▸ **What is being asked**
State only how many lines below include the string "React".

▸ **Source data**
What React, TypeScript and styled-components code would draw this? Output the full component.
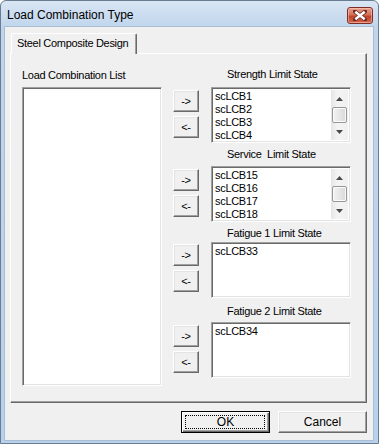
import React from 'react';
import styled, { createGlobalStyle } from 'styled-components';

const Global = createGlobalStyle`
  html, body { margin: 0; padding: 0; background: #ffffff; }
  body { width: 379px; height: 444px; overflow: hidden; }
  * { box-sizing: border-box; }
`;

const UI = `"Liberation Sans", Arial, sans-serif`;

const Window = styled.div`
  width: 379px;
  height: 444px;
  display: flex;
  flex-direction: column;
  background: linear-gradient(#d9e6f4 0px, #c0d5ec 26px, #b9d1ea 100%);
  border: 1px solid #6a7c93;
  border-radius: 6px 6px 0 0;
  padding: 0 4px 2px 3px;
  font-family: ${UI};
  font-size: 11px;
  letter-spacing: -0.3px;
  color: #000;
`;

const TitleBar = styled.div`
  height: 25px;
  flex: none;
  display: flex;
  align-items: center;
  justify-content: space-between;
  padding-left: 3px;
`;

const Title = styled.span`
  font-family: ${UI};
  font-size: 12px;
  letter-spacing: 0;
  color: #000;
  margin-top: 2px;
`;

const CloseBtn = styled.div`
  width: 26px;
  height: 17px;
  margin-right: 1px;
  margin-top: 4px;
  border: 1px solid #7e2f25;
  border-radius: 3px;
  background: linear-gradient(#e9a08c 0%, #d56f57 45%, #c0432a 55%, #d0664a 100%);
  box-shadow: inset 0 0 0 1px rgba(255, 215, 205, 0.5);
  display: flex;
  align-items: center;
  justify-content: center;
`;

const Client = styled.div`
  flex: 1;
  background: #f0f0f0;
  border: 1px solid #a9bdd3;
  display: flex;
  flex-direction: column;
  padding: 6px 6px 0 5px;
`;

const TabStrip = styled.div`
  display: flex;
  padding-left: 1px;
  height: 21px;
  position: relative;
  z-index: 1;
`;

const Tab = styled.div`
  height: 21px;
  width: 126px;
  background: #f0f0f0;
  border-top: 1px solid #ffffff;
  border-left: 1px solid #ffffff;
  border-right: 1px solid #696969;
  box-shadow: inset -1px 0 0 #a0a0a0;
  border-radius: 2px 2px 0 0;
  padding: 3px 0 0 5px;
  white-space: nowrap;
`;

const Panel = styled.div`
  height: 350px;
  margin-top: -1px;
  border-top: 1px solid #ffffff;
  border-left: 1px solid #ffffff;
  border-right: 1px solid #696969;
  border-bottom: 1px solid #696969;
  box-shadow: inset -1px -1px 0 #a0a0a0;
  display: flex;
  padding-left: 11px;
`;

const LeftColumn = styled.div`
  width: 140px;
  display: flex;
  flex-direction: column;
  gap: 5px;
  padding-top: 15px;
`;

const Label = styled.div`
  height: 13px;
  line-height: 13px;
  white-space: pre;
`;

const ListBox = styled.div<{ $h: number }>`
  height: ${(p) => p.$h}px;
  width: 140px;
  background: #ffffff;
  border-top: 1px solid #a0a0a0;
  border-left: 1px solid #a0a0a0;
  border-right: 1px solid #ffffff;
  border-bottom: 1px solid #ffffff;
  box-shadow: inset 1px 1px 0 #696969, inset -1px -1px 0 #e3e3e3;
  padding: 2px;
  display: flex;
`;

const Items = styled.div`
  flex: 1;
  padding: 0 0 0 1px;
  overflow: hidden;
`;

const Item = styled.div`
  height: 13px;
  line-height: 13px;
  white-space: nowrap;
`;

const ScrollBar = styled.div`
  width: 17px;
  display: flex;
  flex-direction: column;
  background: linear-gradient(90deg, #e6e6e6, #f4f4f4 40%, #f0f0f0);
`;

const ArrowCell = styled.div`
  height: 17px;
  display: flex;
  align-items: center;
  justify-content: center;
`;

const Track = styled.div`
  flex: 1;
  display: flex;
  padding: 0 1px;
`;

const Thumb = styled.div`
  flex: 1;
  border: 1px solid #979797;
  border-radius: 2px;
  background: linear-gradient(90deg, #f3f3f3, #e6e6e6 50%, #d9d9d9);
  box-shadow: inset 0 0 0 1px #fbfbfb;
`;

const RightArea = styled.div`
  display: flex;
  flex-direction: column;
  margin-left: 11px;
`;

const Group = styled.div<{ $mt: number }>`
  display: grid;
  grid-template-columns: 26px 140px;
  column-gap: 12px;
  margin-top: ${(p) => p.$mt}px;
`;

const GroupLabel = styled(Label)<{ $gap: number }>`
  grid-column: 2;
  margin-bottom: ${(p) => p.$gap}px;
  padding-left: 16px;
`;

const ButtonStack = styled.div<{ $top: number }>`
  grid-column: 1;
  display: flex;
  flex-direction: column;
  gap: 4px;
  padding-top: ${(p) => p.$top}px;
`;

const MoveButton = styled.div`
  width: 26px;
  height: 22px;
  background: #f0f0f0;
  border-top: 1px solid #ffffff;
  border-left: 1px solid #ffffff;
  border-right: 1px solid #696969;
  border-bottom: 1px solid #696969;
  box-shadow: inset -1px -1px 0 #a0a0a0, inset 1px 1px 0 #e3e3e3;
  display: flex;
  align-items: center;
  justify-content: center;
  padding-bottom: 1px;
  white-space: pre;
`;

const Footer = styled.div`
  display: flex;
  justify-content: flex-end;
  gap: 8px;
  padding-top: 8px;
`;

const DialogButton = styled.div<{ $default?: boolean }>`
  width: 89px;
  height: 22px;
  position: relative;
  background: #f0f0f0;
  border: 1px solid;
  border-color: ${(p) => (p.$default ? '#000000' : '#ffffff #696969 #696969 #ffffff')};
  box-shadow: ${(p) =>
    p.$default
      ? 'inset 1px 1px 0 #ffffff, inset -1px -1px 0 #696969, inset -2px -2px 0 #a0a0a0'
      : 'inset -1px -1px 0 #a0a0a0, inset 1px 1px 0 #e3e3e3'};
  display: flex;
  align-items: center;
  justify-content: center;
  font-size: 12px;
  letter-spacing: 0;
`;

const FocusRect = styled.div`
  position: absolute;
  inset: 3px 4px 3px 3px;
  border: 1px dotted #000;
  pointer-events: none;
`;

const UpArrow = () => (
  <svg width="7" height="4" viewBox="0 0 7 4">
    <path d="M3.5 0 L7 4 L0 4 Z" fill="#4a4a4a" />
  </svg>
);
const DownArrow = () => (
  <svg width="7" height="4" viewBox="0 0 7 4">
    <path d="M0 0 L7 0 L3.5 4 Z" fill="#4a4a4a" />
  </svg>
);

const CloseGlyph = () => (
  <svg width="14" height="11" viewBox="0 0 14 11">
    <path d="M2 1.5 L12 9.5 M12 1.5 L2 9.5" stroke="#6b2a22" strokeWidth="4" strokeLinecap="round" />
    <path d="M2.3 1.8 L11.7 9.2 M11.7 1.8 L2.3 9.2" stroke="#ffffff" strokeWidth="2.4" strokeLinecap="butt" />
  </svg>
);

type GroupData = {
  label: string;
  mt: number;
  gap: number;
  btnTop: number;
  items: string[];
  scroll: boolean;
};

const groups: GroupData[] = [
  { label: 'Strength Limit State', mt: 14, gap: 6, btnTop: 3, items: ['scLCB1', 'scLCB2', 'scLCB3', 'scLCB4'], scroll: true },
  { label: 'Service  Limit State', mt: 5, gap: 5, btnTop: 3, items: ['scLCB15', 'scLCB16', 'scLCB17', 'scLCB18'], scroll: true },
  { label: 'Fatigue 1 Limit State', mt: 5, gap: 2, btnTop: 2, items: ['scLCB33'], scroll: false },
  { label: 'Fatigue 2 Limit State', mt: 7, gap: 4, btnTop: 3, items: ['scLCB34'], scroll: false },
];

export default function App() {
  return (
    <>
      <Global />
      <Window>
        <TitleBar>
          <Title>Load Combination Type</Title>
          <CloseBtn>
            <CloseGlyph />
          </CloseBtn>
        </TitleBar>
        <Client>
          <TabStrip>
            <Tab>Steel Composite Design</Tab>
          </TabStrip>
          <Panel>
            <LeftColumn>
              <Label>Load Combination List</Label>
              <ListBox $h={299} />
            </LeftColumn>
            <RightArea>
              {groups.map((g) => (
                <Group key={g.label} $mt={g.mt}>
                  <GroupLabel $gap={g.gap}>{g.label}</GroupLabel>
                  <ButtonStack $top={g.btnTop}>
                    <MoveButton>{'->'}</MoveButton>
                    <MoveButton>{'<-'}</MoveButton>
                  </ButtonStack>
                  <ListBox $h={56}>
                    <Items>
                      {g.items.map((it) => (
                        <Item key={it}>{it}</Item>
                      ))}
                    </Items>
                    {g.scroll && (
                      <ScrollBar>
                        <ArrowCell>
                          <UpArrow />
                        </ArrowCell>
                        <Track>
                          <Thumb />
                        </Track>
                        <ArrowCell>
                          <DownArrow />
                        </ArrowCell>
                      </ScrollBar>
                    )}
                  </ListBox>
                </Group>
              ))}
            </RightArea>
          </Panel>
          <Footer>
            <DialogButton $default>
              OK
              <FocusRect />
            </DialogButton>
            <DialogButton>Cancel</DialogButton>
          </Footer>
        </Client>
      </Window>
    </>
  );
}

▸ **Result of this exercise**
2